My attempts to put these posts in chronological order has failed a little as I forgot to include this one, written in October 2013. To an extent I still maintain this to be true – you only have to look at recent controversies that have taken place….can you name some?
This journey which has unfolded has not only been one of the most humbling experiences of my life but a real eye opener. I never realised how much of a bubble I was brought up in, how little exposure I had in my pre-married life to “bad” people………and bloody hell, there are some real bad eggs out there!
I’ve met a number of people along my bumpy road. It’s as though somebody new enters my life at particular stages of my breakup, making me reflect on events of the past.

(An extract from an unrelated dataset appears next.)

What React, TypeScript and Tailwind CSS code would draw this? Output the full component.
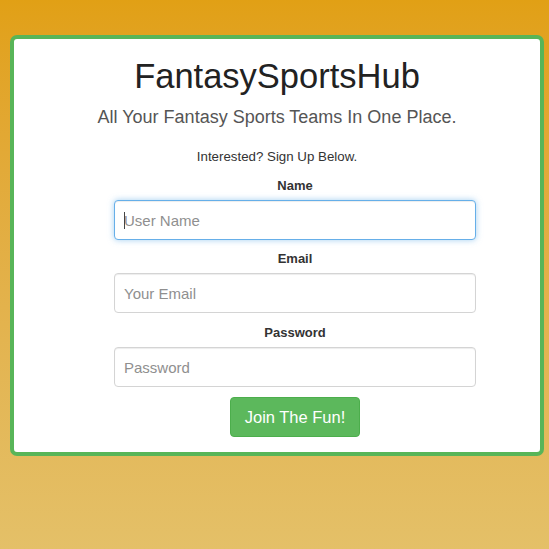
import { useState } from 'react';

// 报名表单：名字 / 邮箱 / 密码
const fields = [
  { label: 'Name', placeholder: 'User Name', type: 'text', focused: true },
  { label: 'Email', placeholder: 'Your Email', type: 'email', focused: false },
  { label: 'Password', placeholder: 'Password', type: 'password', focused: false },
];

export default function App() {
  const [values, setValues] = useState<Record<string, string>>({});

  return (
    <div
      className="min-h-[549px] w-full bg-linear-to-b from-[#e1a015] to-[#e4c068] pt-[35px] pl-[10px] pb-[94px]"
      style={{ fontFamily: '"Liberation Sans", Arial, Helvetica, sans-serif' }}
    >
      <div className="w-[534px] rounded-[7px] border-4 border-[#58b558] bg-white pt-[17px] pb-[15px]">
        <h1 className="text-center text-[34.5px] leading-[40px] font-normal text-[#222]">
          FantasySportsHub
        </h1>
        <p className="mt-[9px] text-center text-[18px] leading-[24px] text-[#555]">
          All Your Fantasy Sports Teams In One Place.
        </p>
        <p className="mt-[19px] text-center text-[13.3px] leading-[18px] text-[#333]">
          Interested? Sign Up Below.
        </p>

        <form
          className="ml-[100px] flex w-[362px] flex-col items-center"
          onSubmit={(e) => e.preventDefault()}
        >
          {fields.map((f, i) => (
            <div
              key={f.label}
              className={`${i === 1 ? 'mt-[10px]' : 'mt-[11px]'} flex w-full flex-col items-center`}
            >
              <label className="text-[13px] leading-[18px] font-bold text-[#333]">
                {f.label}
              </label>
              <div className="relative mt-[5px] w-full">
                <input
                  type={f.type}
                  placeholder={f.placeholder}
                  value={values[f.label] ?? ''}
                  onChange={(e) => setValues({ ...values, [f.label]: e.target.value })}
                  className={
                    f.focused
                      ? 'h-[40px] w-full rounded-[4px] border border-[#66afe9] bg-white px-[9px] text-[15px] text-[#555] shadow-[inset_0_1px_1px_rgba(0,0,0,0.075),0_0_6px_rgba(102,175,233,0.6)] outline-none placeholder:text-[#8f8f8f]'
                      : 'h-[40px] w-full rounded-[4px] border border-[#d4d4d4] bg-white px-[9px] text-[15px] text-[#555] shadow-[inset_0_1px_1px_rgba(0,0,0,0.075)] outline-none placeholder:text-[#8f8f8f]'
                  }
                />
                {f.focused && !values[f.label] && (
                  <span className="pointer-events-none absolute top-[12px] left-[10px] h-[17px] w-px bg-[#444]" />
                )}
              </div>
            </div>
          ))}

          <button
            type="submit"
            className="mt-[10px] h-[40px] w-[130px] rounded-[4px] border border-[#4cae4c] bg-[#5cb85c] text-[16.5px] text-white hover:bg-[#449d44]"
          >
            Join The Fun!
          </button>
        </form>
      </div>
    </div>
  );
}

These past couple of months, I have met woman still going through their own hell. Not all of these woman are away from their partners. Many of them don’t work and have been controlled for years through money/financial fear. That control seeps into most parts of the relationship. What a hopeless situation to remain in. “Who will believe me if I tell them what he did?”, one woman said. I know her husband and I know no one probably will. These men aren’t the local thugs of the town as you would think but annoyingly “respectable” people, polished and well versed in their religious texts. They’re the worst types.
“It’s a man’s world”. Someone made this comment to me after trying to pursue a “khula” (Islamic divorce initiated by the wife) for two years. “None of these Imams care, they all stick to their boys club”, she sighed. She never got the khula in the end as her ex finally gave her the divorce……..a day before her sister’s wedding – you can come to your own conclusions as to why he timed it so.
Oh dear. When I started this post, I didn’t really mean to make it such a depressing read! I know myself it’s a man’s world out there especially in the Muslim community. The community is there for a short time, tut tutting at what these men have done, at times ostracising them but eventually they are accepted back. Even from my own experience, there is a sense of abandonment. Sheikhs give their advice, know the most private details of your circumstances but essentially you just get left to deal with it. I can’t say I’ve ever had so much as a “How are you?” when I’ve passed them by on the street.
For those woman I know going through this without any family support, I would love to be there for them although I’m aware that I’m not some sort of ambassador for wounded women of the world. If I’m honest, I know I can’t really help much, not in the way I would like after all I’m still healing and trying to move forward.
I feel somewhat angry for these woman because despite the work they do and the years they gave to our community, we turn our backs on them when they need us most.